1. Consider $f(x) = \frac{\ln x}{x^\alpha}$. Then $$\lim\limits_{x\to\infty}f(x) \stackrel{\text{L'H}}{=} \lim\limits_{x\to\infty}\frac{1}{\alpha x^\alpha}=0.$$ This implies that $x^\alpha$ grows at a faster rate than $\ln x$. Therefore, $\ln x \leq x^\alpha$ for large x.

2. I'm thinking that if a function is greater than another, then the derivative of the larger function should be greater than (or equal to) the derivative of the smaller function as x gets large. Therefore, taking the derivatives and solving for x we get: $$\frac1x = \alpha x^{\alpha-1} \Rightarrow x = \left( \frac1\alpha \right)^{\frac1\alpha}.$$ So I thought I should let $c_\alpha = \left( \frac1\alpha \right)^{\frac1\alpha} - 1$ so that it satisfies conditions b and c, but it does not satisfy condition a.
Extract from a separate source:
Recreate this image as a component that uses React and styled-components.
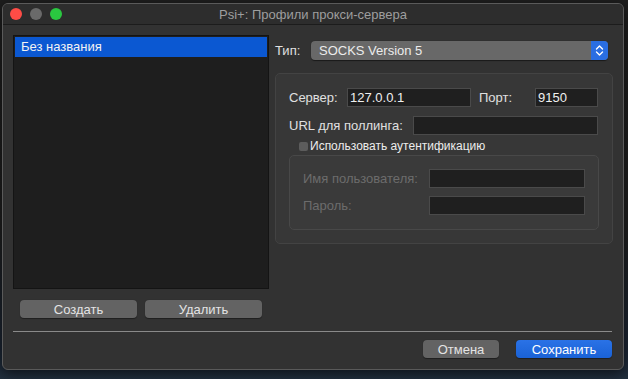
import styled, { createGlobalStyle } from "styled-components";

const GlobalStyle = createGlobalStyle`
  html, body {
    margin: 0;
    padding: 0;
  }
  body {
    width: 628px;
    height: 379px;
    overflow: hidden;
    background: linear-gradient(180deg, #1e1e1e 0%, #1f1f1f 60%, #1b2533 92%, #22303f 100%);
    font-family: "Liberation Sans", Arial, sans-serif;
    font-size: 13px;
    color: #dcdcdc;
  }
`;

const Window = styled.div`
  margin: 3px 0 0 2px;
  width: 620px;
  height: 365px;
  background: #323232;
  border: 1px solid #5a5a5a;
  border-radius: 6px;
  overflow: hidden;
  display: flex;
  flex-direction: column;
  box-shadow: 0 4px 14px rgba(0, 0, 0, 0.6);
`;

const TitleBar = styled.div`
  height: 20px;
  flex: none;
  position: relative;
  display: flex;
  align-items: center;
  justify-content: center;
  background: #2d2d2d;
  border-bottom: 1px solid #1c1c1c;
  color: #9e9e9e;
  font-size: 13px;
`;

const Lights = styled.div`
  position: absolute;
  left: 7px;
  top: 4px;
  display: flex;
  gap: 8px;
`;

const Light = styled.span`
  width: 12px;
  height: 12px;
  border-radius: 50%;
  background: ${(p) => p.$color};
`;

const Body = styled.div`
  display: grid;
  grid-template-columns: 256px 1fr;
  column-gap: 6px;
  padding: 10px 11px 0 10px;
`;

const LeftCol = styled.div`
  display: flex;
  flex-direction: column;
`;

const List = styled.div`
  height: 254px;
  background: #1e1e1e;
  border: 1px solid #141414;
  box-sizing: border-box;
  padding: 1px;
`;

const ListItem = styled.div`
  height: 20px;
  line-height: 20px;
  padding-left: 6px;
  background: ${(p) => (p.$selected ? "#0b58d2" : "transparent")};
  color: #f2f2f2;
`;

const ButtonRow = styled.div`
  display: flex;
  gap: 8px;
  padding: 0 7px;
  margin-top: 11px;
`;

const Button = styled.button`
  width: ${(p) => p.$w}px;
  height: 18px;
  padding: 0;
  border: none;
  border-radius: 4px;
  font-family: inherit;
  font-size: 13px;
  color: ${(p) => (p.$primary ? "#ffffff" : "#e4e4e4")};
  background: ${(p) =>
    p.$primary ? "linear-gradient(180deg, #2a72e6, #1a62d6)" : "#636363"};
  box-shadow: 0 0.5px 1px rgba(0, 0, 0, 0.4);
`;

const RightCol = styled.div`
  display: flex;
  flex-direction: column;
`;

const TypeRow = styled.div`
  display: flex;
  align-items: center;
  gap: 9px;
  margin-top: 6px;
  padding-right: 5px;
`;

const Label = styled.span`
  color: ${(p) => (p.$disabled ? "#6c6c6c" : "#e0e0e0")};
  white-space: nowrap;
  width: ${(p) => (p.$w ? `${p.$w}px` : "auto")};
  flex: none;
`;

const Select = styled.div`
  flex: 1;
  height: 19px;
  display: flex;
  border-radius: 4px;
  overflow: hidden;
  background: #686868;
  box-shadow: 0 0.5px 1px rgba(0, 0, 0, 0.5);
`;

const SelectText = styled.span`
  flex: 1;
  padding-left: 8px;
  line-height: 19px;
  color: #ececec;
  font-size: 13px;
`;

const SelectArrow = styled.span`
  width: 17px;
  display: flex;
  align-items: center;
  justify-content: center;
  background: #2a6ee2;
`;

const Group = styled.div`
  margin-top: 13px;
  background: #373737;
  border: 1px solid #434343;
  border-radius: 5px;
  padding: ${(p) => p.$pad};
  display: flex;
  flex-direction: column;
`;

const Row = styled.div`
  display: flex;
  align-items: center;
  height: 19px;
  margin-top: ${(p) => p.$mt || 0}px;
`;

const Input = styled.div`
  width: ${(p) => p.$w}px;
  height: 19px;
  box-sizing: border-box;
  background: #1f1f1f;
  border: 1px solid #4a4a4a;
  padding-left: 2px;
  line-height: 17px;
  color: #f0f0f0;
  font-size: 13px;
`;

const CheckRow = styled.div`
  display: flex;
  align-items: center;
  gap: 2px;
  margin: 5px 0 0 10px;
  height: 12px;
  color: #ececec;
  font-size: 12px;
`;

const Box = styled.span`
  width: 9px;
  height: 9px;
  border-radius: 2px;
  background: #5c5c5c;
`;

const InnerGroup = styled(Group)`
  margin-top: 3px;
  width: 310px;
  box-sizing: border-box;
  background: #3a3a3a;
  border-color: #484848;
`;

const Separator = styled.div`
  height: 1px;
  flex: none;
  background: #8a8a8a;
  margin: 13px 11px 0 10px;
`;

const Footer = styled.div`
  display: flex;
  justify-content: flex-end;
  gap: 17px;
  padding: 8px 11px 0 0;
`;

const Chevrons = () => (
  <svg width="9" height="13" viewBox="0 0 9 13">
    <path
      d="M1.5 5 L4.5 2 L7.5 5 M1.5 8 L4.5 11 L7.5 8"
      fill="none"
      stroke="#ffffff"
      strokeWidth="1.4"
      strokeLinecap="round"
      strokeLinejoin="round"
    />
  </svg>
);

export default function App() {
  return (
    <>
      <GlobalStyle />
      <Window>
        <TitleBar>
          <Lights>
            <Light $color="#fe4c46" />
            <Light $color="#6a6a6a" />
            <Light $color="#2ac840" />
          </Lights>
          Psi+: Профили прокси-сервера
        </TitleBar>
        <Body>
          <LeftCol>
            <List>
              <ListItem $selected>Без названия</ListItem>
            </List>
            <ButtonRow>
              <Button $w={117}>Создать</Button>
              <Button $w={117}>Удалить</Button>
            </ButtonRow>
          </LeftCol>
          <RightCol>
            <TypeRow>
              <Label $w={27}>Тип:</Label>
              <Select>
                <SelectText>SOCKS Version 5</SelectText>
                <SelectArrow>
                  <Chevrons />
                </SelectArrow>
              </Select>
            </TypeRow>
            <Group $pad="14px 13px 13px 13px">
              <Row>
                <Label $w={58}>Сервер:</Label>
                <Input $w={124}>127.0.0.1</Input>
                <Label $w={56} style={{ paddingLeft: 8 }}>
                  Порт:
                </Label>
                <Input $w={63}>9150</Input>
              </Row>
              <Row $mt={9}>
                <Label $w={124}>URL для поллинга:</Label>
                <Input $w={185} />
              </Row>
              <CheckRow>
                <Box />
                Использовать аутентификацию
              </CheckRow>
              <InnerGroup $pad="13px 13px 14px 13px">
                <Row>
                  <Label $disabled $w={126}>
                    Имя пользователя:
                  </Label>
                  <Input $w={156} />
                </Row>
                <Row $mt={8}>
                  <Label $disabled $w={126}>
                    Пароль:
                  </Label>
                  <Input $w={156} />
                </Row>
              </InnerGroup>
            </Group>
          </RightCol>
        </Body>
        <Separator />
        <Footer>
          <Button $w={76}>Отмена</Button>
          <Button $w={96} $primary>
            Сохранить
          </Button>
        </Footer>
      </Window>
    </>
  );
}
I need a hint.

Answer 1

PRIMER:

In THIS ANSWER, I showed using only the limit definition of the exponential function and Bernoulli's Inequality that

$$\bbox[5px,border:2px solid #C0A000]{\frac{x-1}{x}\le \log(x)\le x-1 }\tag 1$$

for $x>0$.

Aside, I showed in THIS ANSWER, using elementary (pre-calculus) tools, that for all positive integers, $\log(n) \le \sqrt{n}$. In fact, $\log(x)\le \sqrt{x}$ for all $x>0$.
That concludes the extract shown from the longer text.